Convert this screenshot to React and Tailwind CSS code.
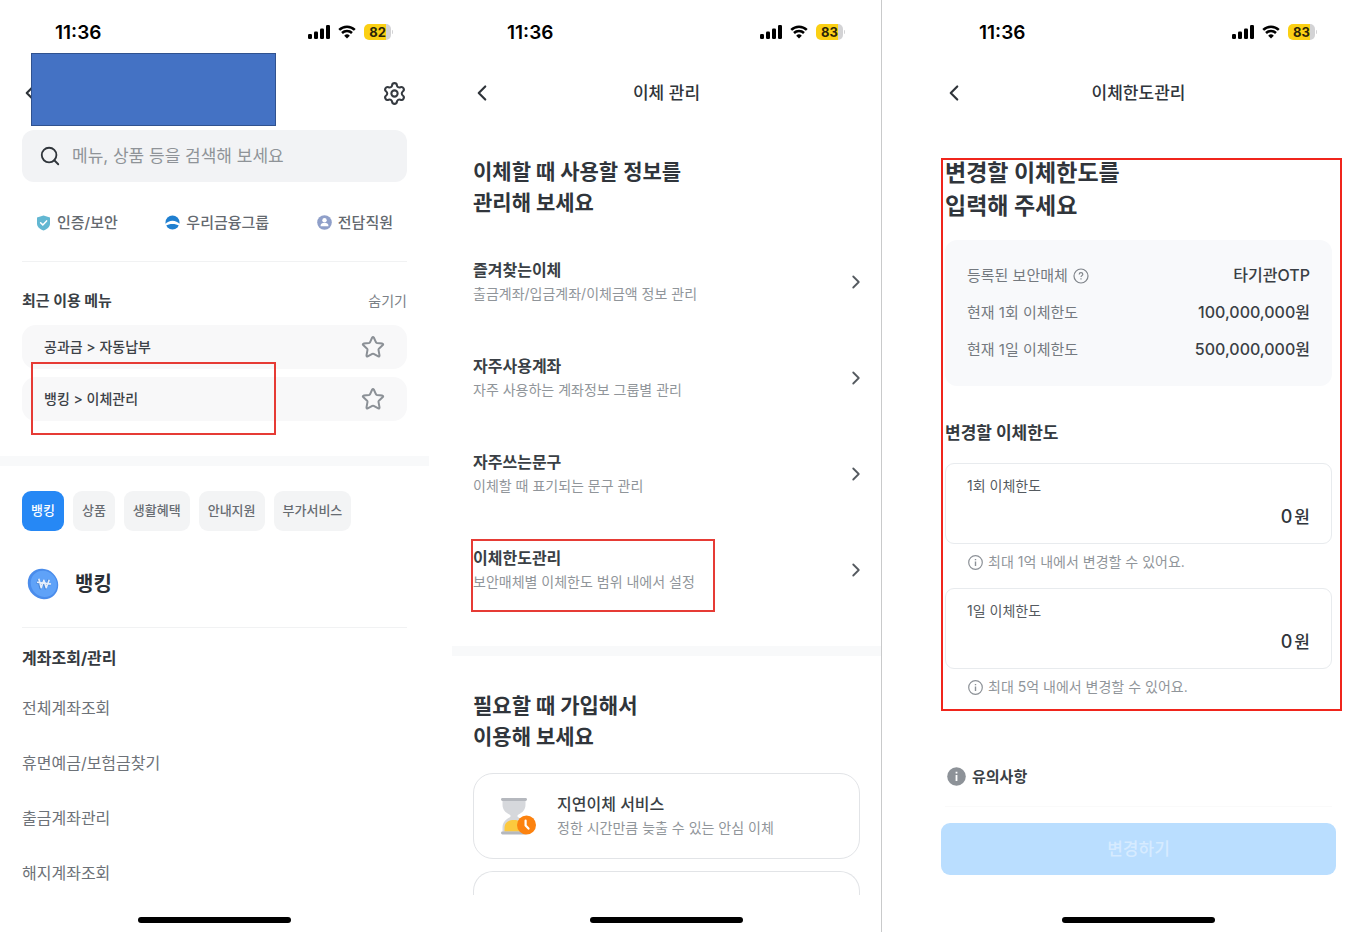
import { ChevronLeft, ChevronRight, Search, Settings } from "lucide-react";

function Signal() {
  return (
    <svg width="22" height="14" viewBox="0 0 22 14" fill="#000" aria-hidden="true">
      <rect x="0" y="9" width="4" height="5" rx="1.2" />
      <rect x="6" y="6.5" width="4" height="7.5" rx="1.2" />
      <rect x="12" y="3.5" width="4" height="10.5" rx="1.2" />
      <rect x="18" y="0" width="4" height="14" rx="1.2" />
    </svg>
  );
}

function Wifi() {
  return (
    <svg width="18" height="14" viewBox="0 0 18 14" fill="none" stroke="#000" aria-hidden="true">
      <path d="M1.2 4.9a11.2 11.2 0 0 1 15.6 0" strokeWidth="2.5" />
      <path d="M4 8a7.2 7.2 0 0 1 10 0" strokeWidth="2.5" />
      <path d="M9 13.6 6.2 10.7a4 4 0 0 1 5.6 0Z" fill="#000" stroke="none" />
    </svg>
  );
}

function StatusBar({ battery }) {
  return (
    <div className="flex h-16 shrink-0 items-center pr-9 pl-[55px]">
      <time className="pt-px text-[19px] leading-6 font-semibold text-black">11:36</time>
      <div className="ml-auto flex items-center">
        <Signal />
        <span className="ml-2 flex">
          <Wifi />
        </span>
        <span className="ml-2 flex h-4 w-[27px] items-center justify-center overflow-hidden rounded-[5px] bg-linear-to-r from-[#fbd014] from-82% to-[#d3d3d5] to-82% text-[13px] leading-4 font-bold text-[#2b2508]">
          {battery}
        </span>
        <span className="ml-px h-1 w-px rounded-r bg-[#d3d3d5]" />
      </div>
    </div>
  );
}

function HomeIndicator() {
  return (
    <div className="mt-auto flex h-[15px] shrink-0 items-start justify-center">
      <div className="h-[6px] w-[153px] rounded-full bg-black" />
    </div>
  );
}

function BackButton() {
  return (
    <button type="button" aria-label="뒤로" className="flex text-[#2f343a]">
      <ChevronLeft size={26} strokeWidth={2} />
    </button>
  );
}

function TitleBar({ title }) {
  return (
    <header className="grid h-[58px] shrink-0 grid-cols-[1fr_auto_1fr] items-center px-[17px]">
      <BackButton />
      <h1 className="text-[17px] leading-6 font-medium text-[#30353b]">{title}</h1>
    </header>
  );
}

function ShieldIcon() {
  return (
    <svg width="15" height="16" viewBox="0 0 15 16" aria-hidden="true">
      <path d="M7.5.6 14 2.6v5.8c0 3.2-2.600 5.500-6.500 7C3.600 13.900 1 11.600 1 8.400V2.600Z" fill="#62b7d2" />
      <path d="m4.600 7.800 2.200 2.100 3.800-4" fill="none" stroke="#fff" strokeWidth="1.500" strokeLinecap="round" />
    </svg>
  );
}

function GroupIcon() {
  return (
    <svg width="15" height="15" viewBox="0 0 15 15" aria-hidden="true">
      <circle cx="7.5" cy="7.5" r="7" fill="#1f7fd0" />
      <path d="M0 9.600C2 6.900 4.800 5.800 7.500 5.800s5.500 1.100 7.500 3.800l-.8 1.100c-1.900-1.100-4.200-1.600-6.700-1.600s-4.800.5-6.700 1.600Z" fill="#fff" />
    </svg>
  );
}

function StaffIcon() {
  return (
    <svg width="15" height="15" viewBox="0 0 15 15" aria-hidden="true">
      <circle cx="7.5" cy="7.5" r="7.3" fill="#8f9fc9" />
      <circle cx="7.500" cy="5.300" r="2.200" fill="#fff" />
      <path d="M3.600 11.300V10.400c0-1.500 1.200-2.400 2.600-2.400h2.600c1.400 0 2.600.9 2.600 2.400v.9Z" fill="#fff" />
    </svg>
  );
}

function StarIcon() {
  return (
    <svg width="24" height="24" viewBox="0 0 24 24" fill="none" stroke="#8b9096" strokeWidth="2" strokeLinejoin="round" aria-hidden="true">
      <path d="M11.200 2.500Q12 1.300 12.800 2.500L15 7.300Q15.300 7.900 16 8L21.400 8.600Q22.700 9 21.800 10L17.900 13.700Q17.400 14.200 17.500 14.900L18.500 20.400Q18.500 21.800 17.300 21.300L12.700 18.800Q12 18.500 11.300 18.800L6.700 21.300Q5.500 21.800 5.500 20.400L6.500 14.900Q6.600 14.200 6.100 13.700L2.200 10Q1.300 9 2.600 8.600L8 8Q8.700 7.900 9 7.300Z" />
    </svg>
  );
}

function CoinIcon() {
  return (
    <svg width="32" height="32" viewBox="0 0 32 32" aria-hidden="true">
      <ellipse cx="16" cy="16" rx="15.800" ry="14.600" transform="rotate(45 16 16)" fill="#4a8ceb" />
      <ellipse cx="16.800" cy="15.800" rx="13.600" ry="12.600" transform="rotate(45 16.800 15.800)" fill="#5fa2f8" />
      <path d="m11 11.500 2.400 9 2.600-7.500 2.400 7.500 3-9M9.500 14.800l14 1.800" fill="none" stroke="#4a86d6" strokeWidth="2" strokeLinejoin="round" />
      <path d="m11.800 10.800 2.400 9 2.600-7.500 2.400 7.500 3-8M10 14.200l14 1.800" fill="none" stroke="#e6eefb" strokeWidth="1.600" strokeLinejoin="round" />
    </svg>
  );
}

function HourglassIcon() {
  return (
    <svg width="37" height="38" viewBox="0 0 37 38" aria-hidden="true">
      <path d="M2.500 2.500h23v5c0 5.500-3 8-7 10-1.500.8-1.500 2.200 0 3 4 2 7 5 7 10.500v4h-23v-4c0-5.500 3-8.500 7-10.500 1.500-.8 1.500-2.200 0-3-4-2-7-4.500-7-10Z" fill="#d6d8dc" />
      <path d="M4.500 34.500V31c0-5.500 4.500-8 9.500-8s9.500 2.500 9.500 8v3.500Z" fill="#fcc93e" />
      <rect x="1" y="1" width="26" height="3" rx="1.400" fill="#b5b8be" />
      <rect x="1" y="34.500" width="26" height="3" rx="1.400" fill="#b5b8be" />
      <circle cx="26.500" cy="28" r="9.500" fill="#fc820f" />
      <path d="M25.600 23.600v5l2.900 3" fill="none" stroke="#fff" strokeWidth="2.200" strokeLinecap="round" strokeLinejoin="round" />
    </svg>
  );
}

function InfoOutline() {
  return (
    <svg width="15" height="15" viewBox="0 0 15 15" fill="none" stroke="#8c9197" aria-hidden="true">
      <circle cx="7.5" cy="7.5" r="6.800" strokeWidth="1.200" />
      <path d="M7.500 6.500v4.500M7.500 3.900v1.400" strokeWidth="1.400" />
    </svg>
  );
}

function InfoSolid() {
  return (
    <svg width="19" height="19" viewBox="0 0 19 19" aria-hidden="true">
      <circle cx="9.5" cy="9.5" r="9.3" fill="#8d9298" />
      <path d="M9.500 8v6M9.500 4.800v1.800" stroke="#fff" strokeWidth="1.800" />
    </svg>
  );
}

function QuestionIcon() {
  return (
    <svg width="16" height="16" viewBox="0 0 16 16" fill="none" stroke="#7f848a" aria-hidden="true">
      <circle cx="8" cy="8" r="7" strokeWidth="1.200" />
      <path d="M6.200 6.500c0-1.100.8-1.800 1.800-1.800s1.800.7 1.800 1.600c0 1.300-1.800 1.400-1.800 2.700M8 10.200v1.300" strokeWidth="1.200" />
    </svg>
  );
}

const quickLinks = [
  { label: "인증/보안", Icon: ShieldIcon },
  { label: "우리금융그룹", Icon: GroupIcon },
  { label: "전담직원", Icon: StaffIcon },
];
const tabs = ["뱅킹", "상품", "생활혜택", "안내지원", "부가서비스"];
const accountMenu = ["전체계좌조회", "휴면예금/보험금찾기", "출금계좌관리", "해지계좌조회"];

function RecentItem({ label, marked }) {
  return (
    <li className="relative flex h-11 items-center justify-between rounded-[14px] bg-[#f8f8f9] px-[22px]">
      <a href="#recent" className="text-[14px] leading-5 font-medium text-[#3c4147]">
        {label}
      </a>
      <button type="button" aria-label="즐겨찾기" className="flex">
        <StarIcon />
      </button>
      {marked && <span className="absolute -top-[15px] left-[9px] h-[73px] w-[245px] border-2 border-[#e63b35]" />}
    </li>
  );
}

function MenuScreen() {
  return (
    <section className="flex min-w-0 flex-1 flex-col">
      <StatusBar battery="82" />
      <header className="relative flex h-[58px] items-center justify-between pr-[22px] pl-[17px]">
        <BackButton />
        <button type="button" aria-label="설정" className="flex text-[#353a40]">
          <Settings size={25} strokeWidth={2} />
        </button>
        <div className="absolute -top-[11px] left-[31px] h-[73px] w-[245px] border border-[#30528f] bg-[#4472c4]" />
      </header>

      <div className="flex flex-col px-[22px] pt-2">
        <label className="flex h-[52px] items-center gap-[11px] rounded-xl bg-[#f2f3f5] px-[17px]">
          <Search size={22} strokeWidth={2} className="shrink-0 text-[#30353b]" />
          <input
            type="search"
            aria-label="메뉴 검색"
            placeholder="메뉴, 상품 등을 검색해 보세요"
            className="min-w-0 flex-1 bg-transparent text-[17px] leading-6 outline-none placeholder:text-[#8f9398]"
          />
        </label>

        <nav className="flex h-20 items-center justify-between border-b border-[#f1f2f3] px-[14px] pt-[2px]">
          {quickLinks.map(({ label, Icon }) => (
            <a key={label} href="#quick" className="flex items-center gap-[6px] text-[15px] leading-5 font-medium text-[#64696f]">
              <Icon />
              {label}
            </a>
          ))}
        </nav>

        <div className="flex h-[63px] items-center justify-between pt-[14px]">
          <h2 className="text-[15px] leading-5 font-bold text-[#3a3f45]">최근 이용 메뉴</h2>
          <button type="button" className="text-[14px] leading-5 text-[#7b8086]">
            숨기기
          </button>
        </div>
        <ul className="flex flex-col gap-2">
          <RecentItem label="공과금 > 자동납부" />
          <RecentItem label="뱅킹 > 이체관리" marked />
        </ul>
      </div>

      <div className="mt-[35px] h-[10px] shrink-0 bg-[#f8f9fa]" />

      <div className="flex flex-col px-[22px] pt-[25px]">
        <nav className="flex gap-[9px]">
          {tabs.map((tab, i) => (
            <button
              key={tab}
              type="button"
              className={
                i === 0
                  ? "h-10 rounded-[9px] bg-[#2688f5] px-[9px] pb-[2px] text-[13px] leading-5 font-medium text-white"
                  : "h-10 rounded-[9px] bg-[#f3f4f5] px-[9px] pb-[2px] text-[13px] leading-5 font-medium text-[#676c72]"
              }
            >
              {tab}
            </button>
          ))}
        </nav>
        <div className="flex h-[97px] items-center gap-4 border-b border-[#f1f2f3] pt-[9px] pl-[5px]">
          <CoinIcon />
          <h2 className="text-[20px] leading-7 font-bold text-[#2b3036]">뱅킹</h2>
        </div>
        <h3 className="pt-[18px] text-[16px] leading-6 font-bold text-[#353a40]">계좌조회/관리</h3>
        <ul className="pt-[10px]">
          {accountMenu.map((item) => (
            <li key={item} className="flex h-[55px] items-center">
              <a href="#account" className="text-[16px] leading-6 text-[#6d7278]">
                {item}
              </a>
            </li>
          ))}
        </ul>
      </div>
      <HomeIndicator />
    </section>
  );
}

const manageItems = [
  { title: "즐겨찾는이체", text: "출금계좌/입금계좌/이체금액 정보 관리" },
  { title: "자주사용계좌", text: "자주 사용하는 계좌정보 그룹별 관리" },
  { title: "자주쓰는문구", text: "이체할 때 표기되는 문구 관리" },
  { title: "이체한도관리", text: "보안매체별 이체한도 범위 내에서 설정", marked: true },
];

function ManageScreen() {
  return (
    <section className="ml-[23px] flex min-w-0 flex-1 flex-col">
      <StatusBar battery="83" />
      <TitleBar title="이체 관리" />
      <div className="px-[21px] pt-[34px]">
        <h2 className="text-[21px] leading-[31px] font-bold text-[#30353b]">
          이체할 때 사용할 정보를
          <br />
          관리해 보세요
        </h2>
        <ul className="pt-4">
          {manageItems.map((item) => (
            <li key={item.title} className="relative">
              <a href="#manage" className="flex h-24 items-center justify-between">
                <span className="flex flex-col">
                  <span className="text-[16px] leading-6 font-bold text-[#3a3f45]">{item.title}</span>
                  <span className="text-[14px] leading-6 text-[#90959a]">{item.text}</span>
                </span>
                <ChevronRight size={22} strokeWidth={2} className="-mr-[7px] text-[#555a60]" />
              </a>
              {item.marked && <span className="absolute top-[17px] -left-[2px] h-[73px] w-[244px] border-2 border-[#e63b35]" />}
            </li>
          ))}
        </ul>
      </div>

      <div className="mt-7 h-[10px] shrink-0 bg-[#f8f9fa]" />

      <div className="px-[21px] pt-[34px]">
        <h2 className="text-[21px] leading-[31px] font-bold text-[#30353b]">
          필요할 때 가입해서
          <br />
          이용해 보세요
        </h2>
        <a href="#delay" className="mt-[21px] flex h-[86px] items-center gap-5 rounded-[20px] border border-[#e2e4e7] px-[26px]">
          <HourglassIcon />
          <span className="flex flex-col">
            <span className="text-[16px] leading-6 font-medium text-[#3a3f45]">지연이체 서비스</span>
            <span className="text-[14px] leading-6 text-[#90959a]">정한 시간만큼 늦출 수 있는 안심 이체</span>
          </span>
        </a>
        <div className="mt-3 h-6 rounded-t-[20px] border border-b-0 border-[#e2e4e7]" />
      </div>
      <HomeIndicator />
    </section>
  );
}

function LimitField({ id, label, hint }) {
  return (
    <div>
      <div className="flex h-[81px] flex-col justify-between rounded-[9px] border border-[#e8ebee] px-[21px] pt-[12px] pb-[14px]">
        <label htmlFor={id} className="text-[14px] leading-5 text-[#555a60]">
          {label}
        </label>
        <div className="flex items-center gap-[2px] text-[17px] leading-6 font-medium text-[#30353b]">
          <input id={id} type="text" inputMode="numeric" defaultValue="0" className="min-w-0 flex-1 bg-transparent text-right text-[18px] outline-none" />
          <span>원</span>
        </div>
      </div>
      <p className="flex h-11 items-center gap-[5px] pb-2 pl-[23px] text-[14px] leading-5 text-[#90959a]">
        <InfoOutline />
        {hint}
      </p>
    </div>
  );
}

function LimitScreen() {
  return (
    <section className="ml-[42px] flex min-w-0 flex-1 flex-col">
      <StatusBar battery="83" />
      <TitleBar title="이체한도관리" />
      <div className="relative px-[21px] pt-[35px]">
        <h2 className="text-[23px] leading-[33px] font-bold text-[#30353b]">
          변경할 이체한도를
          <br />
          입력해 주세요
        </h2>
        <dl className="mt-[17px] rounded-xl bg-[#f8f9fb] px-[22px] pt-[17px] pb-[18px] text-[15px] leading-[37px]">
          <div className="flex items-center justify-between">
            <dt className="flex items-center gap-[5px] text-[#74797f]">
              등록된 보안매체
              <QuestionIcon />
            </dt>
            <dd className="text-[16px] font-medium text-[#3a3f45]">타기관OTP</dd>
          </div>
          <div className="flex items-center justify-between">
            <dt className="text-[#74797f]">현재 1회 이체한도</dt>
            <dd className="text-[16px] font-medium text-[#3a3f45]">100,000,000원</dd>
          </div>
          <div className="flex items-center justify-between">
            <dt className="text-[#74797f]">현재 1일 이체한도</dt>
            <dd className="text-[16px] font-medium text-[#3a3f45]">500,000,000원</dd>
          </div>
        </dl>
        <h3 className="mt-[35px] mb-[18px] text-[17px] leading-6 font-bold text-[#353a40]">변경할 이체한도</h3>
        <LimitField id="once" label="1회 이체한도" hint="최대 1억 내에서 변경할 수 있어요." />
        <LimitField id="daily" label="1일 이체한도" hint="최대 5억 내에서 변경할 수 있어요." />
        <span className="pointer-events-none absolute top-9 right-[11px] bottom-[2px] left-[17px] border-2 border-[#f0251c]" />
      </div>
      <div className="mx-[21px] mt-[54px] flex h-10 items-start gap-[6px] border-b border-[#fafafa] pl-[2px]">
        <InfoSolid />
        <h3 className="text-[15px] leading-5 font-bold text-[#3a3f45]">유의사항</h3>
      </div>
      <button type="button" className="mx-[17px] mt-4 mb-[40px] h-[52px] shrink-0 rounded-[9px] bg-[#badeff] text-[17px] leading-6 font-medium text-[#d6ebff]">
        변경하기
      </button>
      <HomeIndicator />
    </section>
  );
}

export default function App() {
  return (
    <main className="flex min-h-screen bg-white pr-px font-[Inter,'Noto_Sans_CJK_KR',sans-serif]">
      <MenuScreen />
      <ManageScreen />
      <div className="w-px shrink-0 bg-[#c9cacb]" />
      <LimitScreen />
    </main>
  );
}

-*-

— To do —
Write out exactly the opening lines of the data, stopping after the line that holds "ChevronRight, Search, Settings". Exclude pictures.

— Answer to this task —
Convert this screenshot to React and Tailwind CSS code.
import { ChevronLeft, ChevronRight, Search, Settings } from "lucide-react";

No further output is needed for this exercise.